A downtown L.A. mural by noted artists Aryz and David Choe, the latter of whom is perhaps best known for painting murals for Facebook in exchange for stock options now worth millions, was painted over recently.

The piece at La Reyna Restaurant, 2000 E. Seventh St., was put up about a year ago but was taken down after the city pressured the property owner to do so, says Daniel Lahoda of the group LA Freewalls.

A neighbor complained that the mural was illegal, Lahoda says, and the city threatened the landowner fines of $1,500 and more:
The city couldn't confirm or deny this story. Dean Staron of the Department of Building and Safety never answered repeated requests for an interview. A rep for the City of Los Angeles Department of Cultural Affairs said his department had nothing to do with it.

Lahoda says developers in the Arts District downtown have been complaining about several noted murals in the area. The complainants are saying the works are illegal, he says.

He argues that the murals, noncommercial, permitted by landlords, and produced before the city's new mural law went into effect, should be seen as legitimate. But, he says, many building owners don't want to put up the cash it takes to fight City Hall.

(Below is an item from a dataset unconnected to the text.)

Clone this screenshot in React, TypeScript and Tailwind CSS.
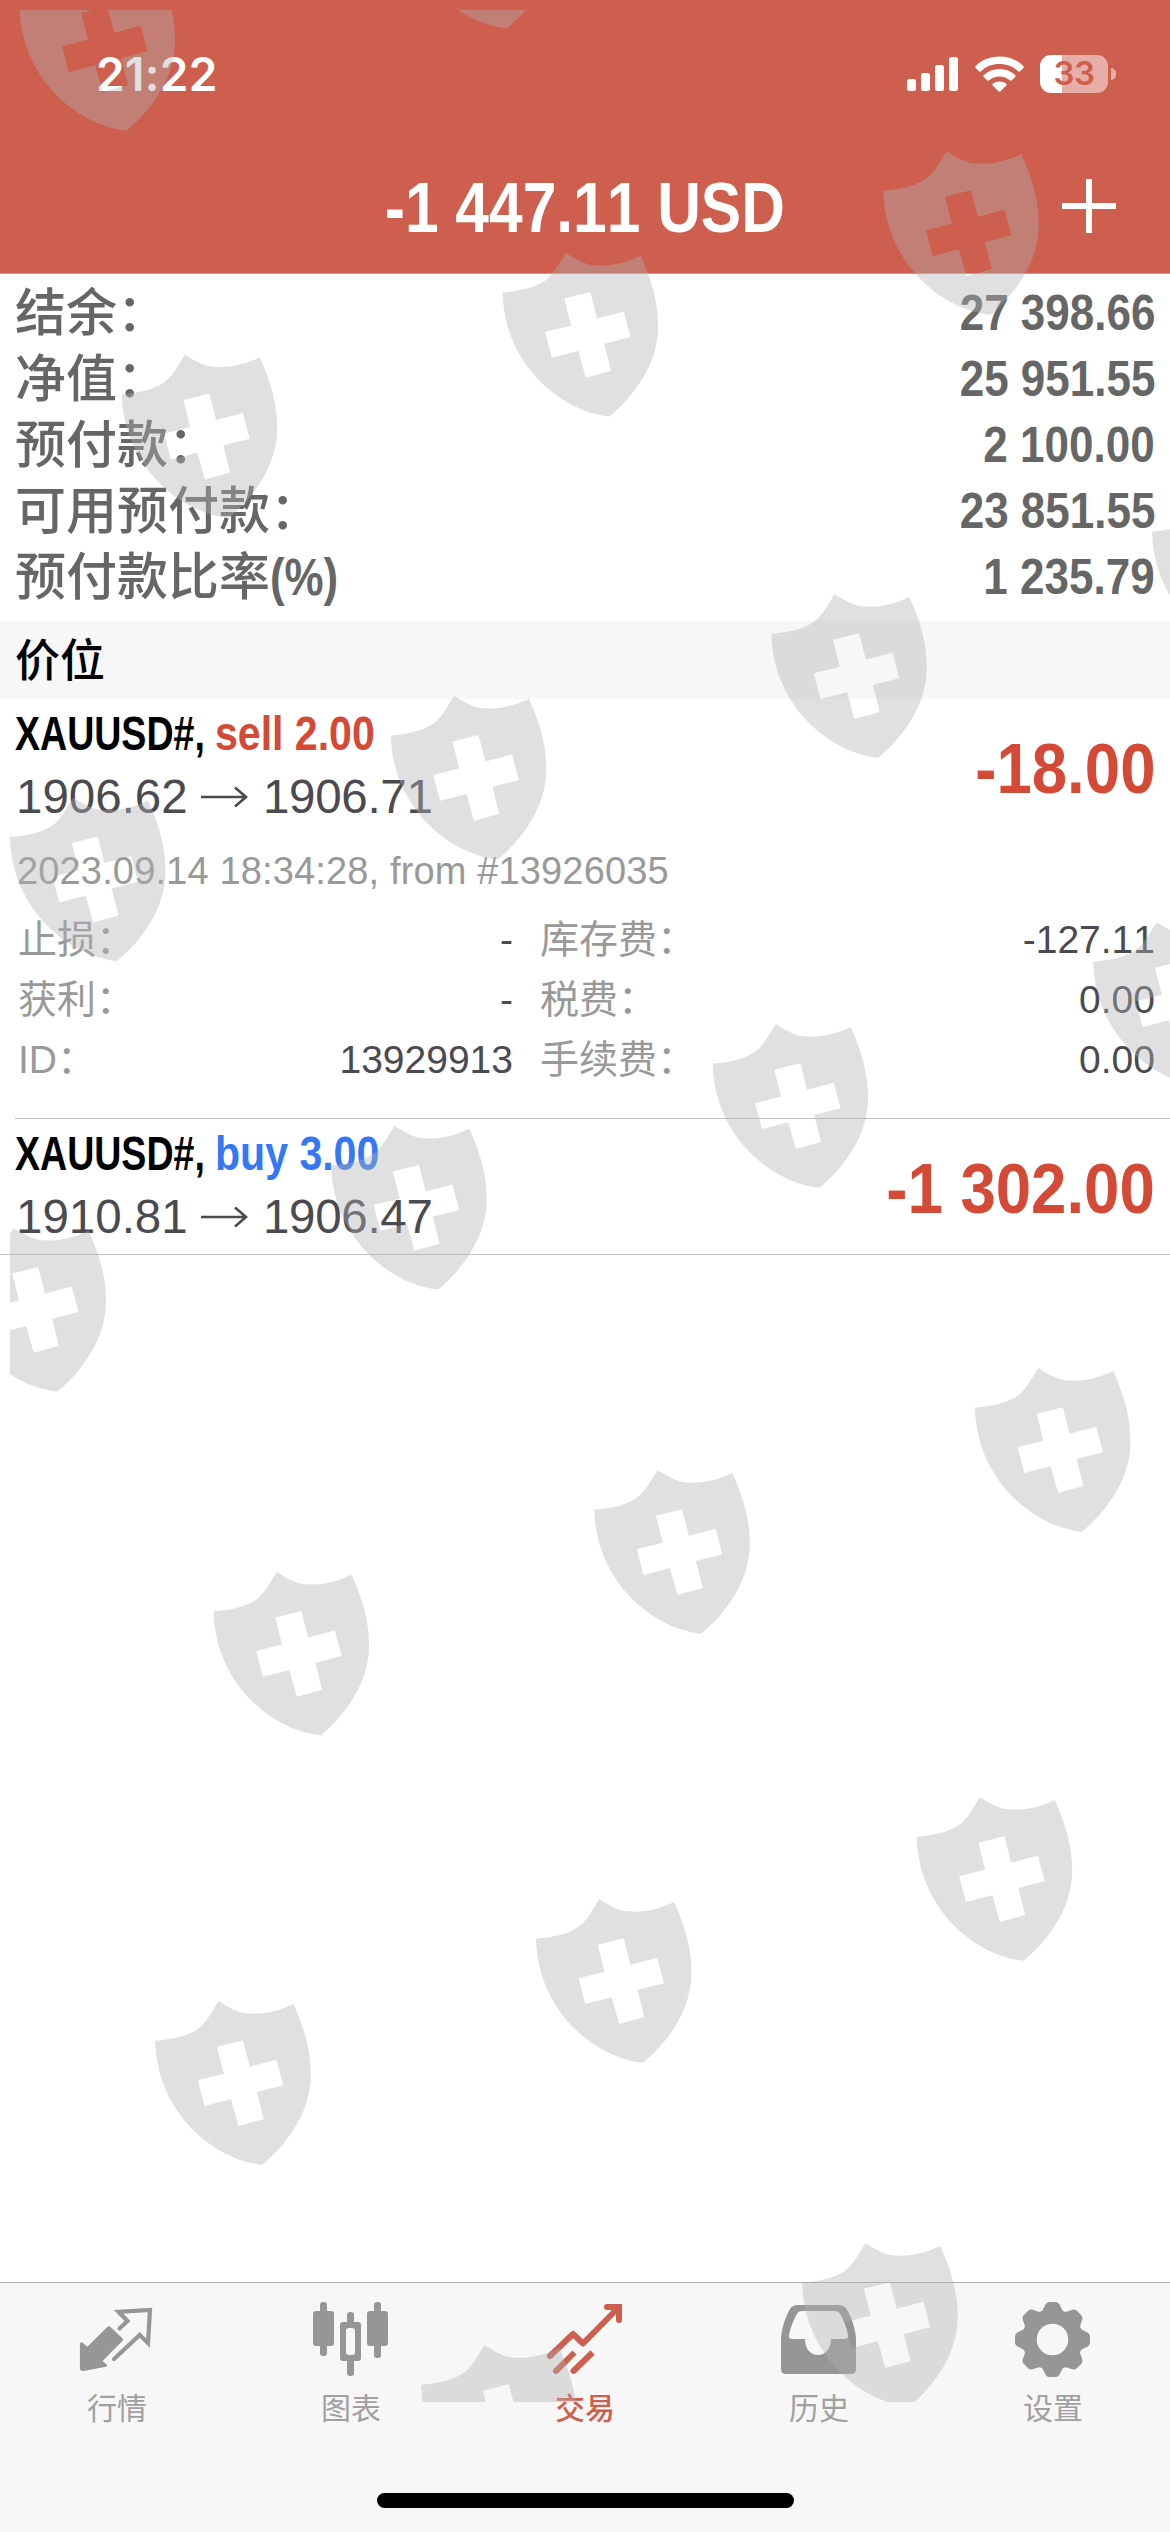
import type { ReactNode } from "react";

const summary = [
  { label: "结余：", value: "27 398.66" },
  { label: "净值：", value: "25 951.55" },
  { label: "预付款：", value: "2 100.00" },
  { label: "可用预付款：", value: "23 851.55" },
  { label: "预付款比率", suffix: "(%)", value: "1 235.79" },
];

const details = [
  { left: "止损：", leftValue: "-", right: "库存费：", rightValue: "-127.11" },
  { left: "获利：", leftValue: "-", right: "税费：", rightValue: "0.00" },
  { left: "ID：", leftValue: "13929913", right: "手续费：", rightValue: "0.00" },
];

// top-left corner of every shield
const shields = [
  [400, -135.5], [19.5, -33],
  [883.3, 151], [502.6, 252.8], [121.7, 354.4],
  [1152, 492], [771.3, 594], [390.8, 695.8], [10, 797.4],
  [1093.3, 922], [712.6, 1024], [331.2, 1125.8], [-49.5, 1227.8],
  [975, 1368], [594.3, 1470], [213.6, 1571.7],
  [916.7, 1797], [536, 1899], [155.3, 2001],
  [802.2, 2243], [421.2, 2345],
];

function Watermark() {
  return (
    <svg className="absolute inset-0 pointer-events-none" width="1170" height="2532" viewBox="0 0 1170 2532">
      <defs>
        <clipPath id="area">
          <rect x="10" y="10" width="1160" height="2392" />
        </clipPath>
      </defs>
      <g clipPath="url(#area)" fill="#b2b2b2" fillOpacity="0.4" fillRule="evenodd">
        {shields.map(([x, y]) => (
          <path
            key={`${x}-${y}`}
            transform={`translate(${x} ${y})`}
            d="M0 39.7C20 38 36 34 45.5 25.5C52.5 19 57.5 9 63.3 0.3C84 13 88 12.6 100 12.7C112 12.6 124 9.5 138.1 3C150 30 155.5 50 155.5 74C155.5 112 130 145 106.9 163.7C59 159 1.5 112 0 39.7ZM61.7 45.7L87.7 39.3L94.5 65.7L121.2 58.7L128 84.3L101.6 91L108.4 118L83.2 125L75.7 98.3L49.3 105L42.5 79.3L68.5 72.7Z"
          />
        ))}
      </g>
    </svg>
  );
}

function StatusBar() {
  return (
    <div className="flex h-[148px] items-center justify-between pl-[96px] pr-[54px]">
      <span className="font-['Inter',sans-serif] text-[46px] font-semibold tracking-[0.3px]">21:22</span>
      <div className="flex items-center">
        <svg width="52" height="34" viewBox="0 0 52 34" fill="currentColor">
          <rect x="0" y="22" width="9" height="12" rx="2.5" />
          <rect x="14" y="16" width="9" height="18" rx="2.5" />
          <rect x="28" y="8" width="9" height="26" rx="2.5" />
          <rect x="42" y="0" width="9" height="34" rx="2.5" />
        </svg>
        <svg className="ml-4" width="49" height="36" viewBox="0 0 49 36" fill="currentColor">
          <path d="M24.5 0.5C34 0.5 42.5 4 48.3 10Q49.2 11 48.3 12L45 15.3Q44 16.2 43 15.2C38 10.5 31.500 8 24.500 8C17.500 8 11 10.500 6 15.200Q5 16.200 4 15.300L0.700 12Q-0.200 11 0.700 10C6.500 4 15 0.500 24.500 0.500Z" />
          <path d="M24.500 13C30.500 13 36 15.200 40.200 19Q41.200 20 40.200 21L36.800 24.300Q35.900 25.200 34.900 24.300C32 21.900 28.500 20.500 24.500 20.500C20.500 20.500 17 21.900 14.100 24.300Q13.100 25.200 12.200 24.300L8.800 21Q7.800 20 8.800 19C13 15.200 18.500 13 24.500 13Z" />
          <path d="M24.500 25.500C27.200 25.500 29.500 26.300 31.200 27.700Q32.200 28.600 31.200 29.600L25.500 35.200Q24.500 36.100 23.500 35.200L17.800 29.600Q16.800 28.600 17.800 27.700C19.500 26.300 21.800 25.500 24.500 25.500Z" />
        </svg>
        <div className="ml-4 flex h-[38px] w-[68px] items-center justify-center rounded-[11px] bg-linear-to-r from-white from-[22px] to-white/50 to-[22px] font-['Inter',sans-serif] text-[33px] font-semibold tracking-[-0.5px] text-[#ce5e4d]">
          33
        </div>
        <div className="ml-[3px] h-[12px] w-[5px] rounded-r-full bg-white/50" />
      </div>
    </div>
  );
}

function Position({ side, volume, from, to, profit }: { side: "sell" | "buy"; volume: string; from: string; to: string; profit: string }) {
  return (
    <div className="flex h-[135px] items-center justify-between pl-[15px] pr-[15px]">
      <div className="pb-[3px]">
        <div className="flex text-[48px] leading-[56px] font-bold whitespace-nowrap">
          <span className="w-[200px] origin-left scale-x-[0.782] text-black">XAUUSD#,</span>
          <span className={side === "sell" ? "origin-left scale-x-[0.855] text-[#d54a36]" : "origin-left scale-x-[0.855] text-[#3478f6]"}>
            {side} {volume}
          </span>
        </div>
        <div className="mt-[7px] flex items-center text-[47.500px] leading-[56px] text-[#4a4a50]">
          <span className="w-[186px] pl-[1px]">{from}</span>
          <svg width="47" height="22" viewBox="0 0 47 22" fill="none" stroke="currentColor" strokeWidth="2.6">
            <path d="M0 11H45M34 1.500L45 11L34 20.500" />
          </svg>
          <span className="ml-[15px] tracking-[-0.3px]">{to}</span>
        </div>
      </div>
      <span className="origin-right scale-x-[0.908] pt-[4px] text-[70px] leading-[80px] font-bold text-[#d54a36]">{profit}</span>
    </div>
  );
}

function Tab({ label, active, children }: { label: string; active?: boolean; children: ReactNode }) {
  return (
    <div className={active ? "flex flex-1 flex-col items-center text-[#ce5e4d]" : "flex flex-1 flex-col items-center text-[#969696]"}>
      <svg width="84" height="84" viewBox="0 0 84 84" fill="currentColor">
        {children}
      </svg>
      <span className={active ? "mt-[11px] text-[30px] leading-[36px] font-medium" : "mt-[11px] text-[30px] leading-[36px] text-[#a0a0a0]"}>{label}</span>
    </div>
  );
}

export default function App() {
  return (
    <div className="relative flex h-[2532px] w-[1170px] flex-col overflow-hidden bg-white font-['Liberation_Sans','Noto_Sans_CJK_SC',sans-serif] [font-kerning:none]">
      {/* Header */}
      <header className="h-[274px] border-b border-[#b5a5a3] bg-[#ce5e4d] text-white">
        <StatusBar />
        <div className="grid h-[125px] grid-cols-[1fr_auto_1fr] items-center pb-[9px]">
          <span />
          <h1 className="scale-x-[0.852] pt-[4px] text-[71px] leading-[80px] font-bold whitespace-nowrap">-1 447.11 USD</h1>
          <svg className="mr-[54px] justify-self-end" width="54" height="54" viewBox="0 0 54 54" stroke="currentColor" strokeWidth="6">
            <path d="M0 27H54M27 0V54" />
          </svg>
        </div>
      </header>

      {/* Account summary */}
      <section className="h-[347px] pt-[6px] text-[#666]">
        {summary.map((row) => (
          <div key={row.label} className="flex h-[66px] items-center justify-between pr-[15px] pl-[15px] leading-[66px]">
            <span className="pt-[2px] text-[51px] font-medium">
              {row.label}
              {row.suffix && <span className="inline-block origin-left scale-x-[0.86] font-bold">{row.suffix}</span>}
            </span>
            <span className="origin-right scale-x-[0.88] text-[50px] font-bold">{row.value}</span>
          </div>
        ))}
      </section>

      <div className="h-[78px] bg-[#f7f7f7] pl-[15px] text-[45px] leading-[81px] font-medium text-black">价位</div>

      {/* Open positions */}
      <main className="flex-1">
        <Position side="sell" volume="2.00" from="1906.62" to="1906.71" profit="-18.00" />
        <div className="h-[284px] pt-[15px]">
          <p className="pl-[17px] text-[38px] leading-[44px] tracking-[0.15px] text-[#999]">2023.09.14 18:34:28, from #13926035</p>
          <div className="mt-[17px] text-[39px] leading-[60px] text-[#4a4a50]">
            {details.map((row) => (
              <div key={row.left} className="grid grid-cols-[495px_615px] gap-x-[27px] pl-[18px]">
                <div className="flex justify-between">
                  <span className="text-[#999]">{row.left}</span>
                  <span>{row.leftValue}</span>
                </div>
                <div className="flex justify-between">
                  <span className="text-[#999]">{row.right}</span>
                  <span>{row.rightValue}</span>
                </div>
              </div>
            ))}
          </div>
        </div>
        <div className="ml-[15px] h-px bg-[#c0c0c0]" />
        <Position side="buy" volume="3.00" from="1910.81" to="1906.47" profit="-1 302.00" />
        <div className="h-px bg-[#c0c0c0]" />
      </main>

      {/* Tab bar */}
      <nav className="flex h-[250px] flex-col justify-between border-t border-[#afafaf] bg-[#f7f7f7] pt-[13px] pb-[24px]">
        <div className="flex">
          <Tab label="行情">
            <path d="M4.900 48.500Q5 45 7.500 46.800L12.300 50.700L32.500 30.800Q34 29.500 35.500 31L47.400 42.300Q48.600 43.500 47.400 45L27.600 65L32 68.700Q33 70.300 31 70.800L8.500 74.900Q4.900 75.200 4.900 72Z" />
            <path d="M44.500 32.500L52.500 25L43.500 15.800L75 14L73 47L64.800 39L39 63" fill="none" stroke="currentColor" strokeWidth="4.200" strokeLinecap="round" />
          </Tab>
          <Tab label="图表">
            <rect x="4" y="15" width="21" height="35" rx="3" />
            <rect x="11" y="6" width="7" height="54" rx="3" />
            <path fillRule="evenodd" d="M34 26H49Q52 26 52 29V62Q52 65 49 65H34Q31 65 31 62V29Q31 26 34 26ZM40 32Q37 32 37 35V56Q37 59 40 59H43Q46 59 46 56V35Q46 32 43 32Z" />
            <path d="M38 27V19Q38 16 41.500 16Q45 16 45 19V27ZM38 64V77Q38 80 41.500 80Q45 80 45 77V64Z" />
            <rect x="58" y="15" width="21" height="35" rx="3" />
            <rect x="65" y="6" width="7" height="56" rx="3" />
          </Tab>
          <Tab label="交易" active>
            <g fill="none" stroke="currentColor" strokeWidth="6">
              <path d="M7 60L30 38L40 47.500L74 13" strokeLinejoin="round" />
              <path d="M64 11H76V24M7 60L8 59M13 75L14 74M30.500 75L31.500 74" strokeLinecap="round" />
              <path d="M13 75L31.500 56.500M30.500 75L49.500 56.500" />
            </g>
          </Tab>
          <Tab label="历史">
            <path
              fillRule="evenodd"
              d="M4 42C5 30 10 17 14 11.500Q16 9 20 9H62Q66 9 68.500 11.500C73 17 78 30 79 42V73Q79 78 74 78H9Q4 78 4 73ZM28 43H15Q11 42.500 12.200 38C14 30 17 23 20 17.500Q21.500 15 24.500 15H58Q61.500 15 63 17.500C66 23 69 30 71 39Q71.500 43 68 43H54C54 52 49 59 41 59C33 59 28 52 28 43Z"
            />
          </Tab>
          <Tab label="设置">
            <circle cx="41.500" cy="43.500" r="23" fill="none" stroke="currentColor" strokeWidth="14.500" />
            {[0, 45, 90, 135, 180, 225, 270, 315].map((angle) => (
              <path
                key={angle}
                transform={`translate(41.500 43.500) rotate(${angle})`}
                d="M-13 -26Q-10 -28 -8 -33Q-6.500 -37.500 -3 -37.500H3Q6.500 -37.500 8 -33Q10 -28 13 -26L0 -20Z"
              />
            ))}
          </Tab>
        </div>
        <div className="mx-auto h-[15px] w-[417px] rounded-full bg-black" />
      </nav>

      <Watermark />
    </div>
  );
}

After.; Credit: Courtesy Daniel Lahoda

After.; Credit: Courtesy Daniel Lahoda

“It's the classic gentrification scenario,” he says. “Bring artists in, make the area nice, bring money in, get rid of the artists.”

The mural, produced in May of 2013, was painted over May 5, he says.

“I will say the work was one of the most appreciated and coveted murals in the Arts District,” Lahoda told us.

He acknowledges his controversial role in L.A.'s street art world. Lahoda has helped to put landowners and street artists together downtown. And he says he even cleans up murals when they're tagged with graffiti.

But he's been accused of being less than forthcoming in business deals. And the LAPD once put out an “information request” on him.

“I've never been arrested in my life or held accountable for many of the things mentioned in the crime alert,” he told us. “I've had a contentious relationship with the city for years. They're specifically attacking all the murals I produced. They're trying to remove the legacy I created.”

[Added at 12:49 p.m. on Tuesday]: Luke Zamperini of the city Department of Building and Safety says the owner of the building at 2000 E. Seventh St. was warned that the mural was not registered with the Department of Cultural Affairs.

He says if the mural was registered it could have been saved. Registration entails leaving an artwork untouched for two years in order to discourage people from using murals as a form of advertising and changing the content constantly to make money, Zamperini said.

It's possible the building's owner didn't want to pay the costs associated with registration, but he said those costs are “nominal.”

He said Building and Safety sent a notice of noncompliance to the owner after officials received a complaint. He said there are complaints about two other nearby murals but that, in those cases, property owners decided to register the pieces with Cultural Affairs, thus likely protecting them.

The owner of 2000 E. Seventh St. was under a 15 order to take the mural down, which was placed into effect April 25, Zamperini said. He confirmed the owner painted it over.